*Recorded data*:
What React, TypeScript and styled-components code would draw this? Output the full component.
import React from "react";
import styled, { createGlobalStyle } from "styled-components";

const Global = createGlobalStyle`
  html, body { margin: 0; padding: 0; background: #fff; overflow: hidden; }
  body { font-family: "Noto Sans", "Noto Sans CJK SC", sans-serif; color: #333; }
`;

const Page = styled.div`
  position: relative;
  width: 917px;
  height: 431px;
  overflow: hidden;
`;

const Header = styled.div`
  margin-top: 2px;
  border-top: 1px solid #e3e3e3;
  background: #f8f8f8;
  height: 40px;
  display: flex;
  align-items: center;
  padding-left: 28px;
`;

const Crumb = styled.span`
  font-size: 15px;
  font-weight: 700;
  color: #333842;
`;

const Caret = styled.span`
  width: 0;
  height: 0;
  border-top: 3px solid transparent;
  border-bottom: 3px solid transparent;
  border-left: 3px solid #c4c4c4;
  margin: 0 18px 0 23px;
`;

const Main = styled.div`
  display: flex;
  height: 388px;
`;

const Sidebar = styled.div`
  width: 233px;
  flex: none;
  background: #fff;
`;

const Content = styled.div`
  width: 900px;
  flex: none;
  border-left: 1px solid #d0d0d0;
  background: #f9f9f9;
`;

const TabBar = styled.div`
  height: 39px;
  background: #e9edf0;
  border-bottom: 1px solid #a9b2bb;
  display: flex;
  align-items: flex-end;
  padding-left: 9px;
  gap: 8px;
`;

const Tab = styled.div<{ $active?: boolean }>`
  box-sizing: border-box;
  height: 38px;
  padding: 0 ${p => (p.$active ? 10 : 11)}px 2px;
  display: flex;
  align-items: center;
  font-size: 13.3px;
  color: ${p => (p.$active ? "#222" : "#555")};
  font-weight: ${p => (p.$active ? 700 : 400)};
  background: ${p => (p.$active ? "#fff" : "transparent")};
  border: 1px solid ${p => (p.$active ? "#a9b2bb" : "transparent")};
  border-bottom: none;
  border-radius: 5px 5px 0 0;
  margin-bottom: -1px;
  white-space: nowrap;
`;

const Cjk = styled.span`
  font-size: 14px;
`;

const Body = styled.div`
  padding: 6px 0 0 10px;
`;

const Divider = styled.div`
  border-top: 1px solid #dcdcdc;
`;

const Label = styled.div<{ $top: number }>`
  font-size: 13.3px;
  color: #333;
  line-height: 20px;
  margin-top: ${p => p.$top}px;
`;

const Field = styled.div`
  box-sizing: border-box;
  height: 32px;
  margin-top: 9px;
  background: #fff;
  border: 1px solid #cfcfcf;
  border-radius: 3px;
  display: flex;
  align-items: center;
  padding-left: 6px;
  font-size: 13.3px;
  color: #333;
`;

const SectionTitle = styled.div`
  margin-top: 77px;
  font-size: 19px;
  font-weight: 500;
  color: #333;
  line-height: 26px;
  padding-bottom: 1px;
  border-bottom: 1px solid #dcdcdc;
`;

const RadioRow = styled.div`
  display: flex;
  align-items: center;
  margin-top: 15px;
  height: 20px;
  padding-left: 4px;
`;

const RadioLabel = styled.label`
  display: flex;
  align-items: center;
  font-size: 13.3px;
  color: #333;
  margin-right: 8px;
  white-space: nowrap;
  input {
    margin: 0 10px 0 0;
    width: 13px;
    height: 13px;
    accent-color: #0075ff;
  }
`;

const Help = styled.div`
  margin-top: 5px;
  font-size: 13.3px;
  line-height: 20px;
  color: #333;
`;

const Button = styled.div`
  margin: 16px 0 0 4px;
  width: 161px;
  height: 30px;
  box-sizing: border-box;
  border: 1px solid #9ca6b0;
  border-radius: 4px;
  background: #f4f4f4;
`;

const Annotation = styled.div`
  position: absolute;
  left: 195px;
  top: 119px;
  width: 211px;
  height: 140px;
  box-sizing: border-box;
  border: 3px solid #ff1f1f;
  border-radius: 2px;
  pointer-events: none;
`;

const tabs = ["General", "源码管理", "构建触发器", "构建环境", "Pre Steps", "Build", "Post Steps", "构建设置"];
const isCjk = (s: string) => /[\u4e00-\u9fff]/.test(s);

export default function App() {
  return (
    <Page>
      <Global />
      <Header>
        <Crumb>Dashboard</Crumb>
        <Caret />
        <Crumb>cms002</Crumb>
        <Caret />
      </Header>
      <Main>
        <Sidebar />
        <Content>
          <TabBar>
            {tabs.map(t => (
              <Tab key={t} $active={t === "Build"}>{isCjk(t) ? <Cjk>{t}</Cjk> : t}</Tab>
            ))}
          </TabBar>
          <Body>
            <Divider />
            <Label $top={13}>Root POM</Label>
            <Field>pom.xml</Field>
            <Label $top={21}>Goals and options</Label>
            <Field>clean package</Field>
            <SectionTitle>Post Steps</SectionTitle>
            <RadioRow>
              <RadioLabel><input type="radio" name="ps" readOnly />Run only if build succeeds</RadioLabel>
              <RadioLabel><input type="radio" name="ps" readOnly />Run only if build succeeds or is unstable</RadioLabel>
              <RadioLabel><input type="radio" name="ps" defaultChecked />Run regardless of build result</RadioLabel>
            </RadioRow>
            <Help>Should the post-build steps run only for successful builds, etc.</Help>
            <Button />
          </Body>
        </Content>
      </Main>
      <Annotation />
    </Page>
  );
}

*Task to carry out*: Take every line containing the word "components" and copy it.

*Solution to the exercise*:
What React, TypeScript and styled-components code would draw this? Output the full component.
import styled, { createGlobalStyle } from "styled-components";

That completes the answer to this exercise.